Hunt operations worksheet for team consistency
| Workstream | Owner | First Action | Validation Signal |
|---|---|---|---|
| Hypothesis quality | Hunt lead | Require testable hunt question before querying | Fewer aimless hunts, clearer outcomes |
| Data reliability | SIEM/platform owner | Validate key fields and ingestion continuity | Reduced inconclusive hunts due to missing data |
| Evidence standards | Analysts | Enforce worksheet completion for all hunts | Better handoff and peer review quality |
| Detection conversion | Detection engineer | Track hunt-to-rule backlog with owners | More hunts converted into production detections |
Daily hunt discipline checklist
- Start with one explicit hypothesis and time window
- Record baseline method before interpreting anomalies
- Capture at least one pivot path per suspicious signal
- End each hunt with decision + next action owner
Hunt-to-detection handoff pack
| Artifact | Minimum Content | Consumer |
|---|---|---|
| Hunt summary | Hypothesis, data sources, confidence, outcome | SOC lead |
| Query logic notes | High-level logic and required fields | Detection engineering |
| Evidence bundle | Timestamped events and pivot trail | Incident responders |
| Improvement task list | New rules, suppressions, data-gap fixes | Platform + detection teams |
Quality checks
- Would another analyst reach the same conclusion from your worksheet?
- Are recommended detection changes specific and implementable?
- Are data gaps documented with actionable owners?

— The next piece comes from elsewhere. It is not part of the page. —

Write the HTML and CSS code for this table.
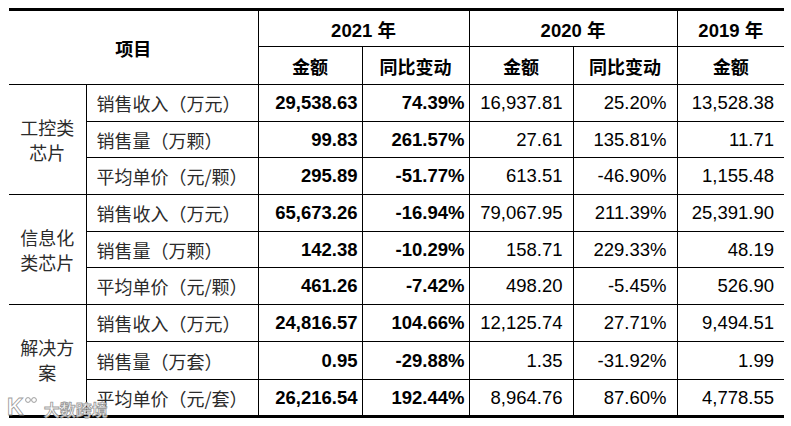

90-day ELK hunting maturity cadence
Days 1–30
- Standardize worksheet use and hunt confidence model
- Run weekly hunts on prioritized threat questions
- Baseline hunt metrics (volume, outcomes, conversion)
Days 31–60
- Improve field normalization and source onboarding gaps
- Convert top confirmed patterns into draft detections
- Add peer-review routine for hunt quality
Days 61–90
- Promote tuned detections to production workflows
- Track false-positive impact from converted hunts
- Publish quarterly hunt maturity and gap report
| KPI | Why It Matters |
|---|---|
| Hunts completed with full worksheet | Measures process discipline |
| Detection conversion rate | Captures operational value from hunts |
| Inconclusive hunts due to data gaps | Reflects telemetry maturity |
| Analyst review cycle time | Indicates workflow efficiency |
Threat hunting becomes strategic when it continuously improves detection coverage, analyst decision quality, and telemetry reliability at the same time.
Hunt-to-detection pipeline (turn investigations into lasting coverage)
The highest-value hunts end with one of three outcomes: a new detection, a new control requirement, or a documented “not an issue” decision.
Hunt card template (repeatable)
| Field | What to capture |
|---|---|
| Hypothesis | What you believe is happening and why |
| Data prerequisites | Required logs, fields, and time range |
| Query approach | High-level logic (not just one query) |
| Validation | How you confirm true vs false positives |
| Outcome | Detection/control/documentation |
| Follow-ups | Owners and due dates |
Converting a hunt into a detection
- Extract the core signal that separates malicious from normal behavior.
- Identify the best data source (and what you need to onboard if it’s missing).
- Write triage steps that are deterministic and fast.
- Define safe suppressions (service accounts, known scanners, expected automation).
- Add a regression test: “this should still fire next month.”
Quality gates
| Gate | Pass condition |
|---|---|
| Data quality | Required fields present in > 95% of events |
| Analyst usability | Triage can be completed in < 15 minutes |
| Noise control | Alert volume is operationally sustainable |
| Documentation | Hunt card + reasoning are stored and searchable |
This keeps hunting professional: each hunt produces durable outcomes instead of one-off investigations.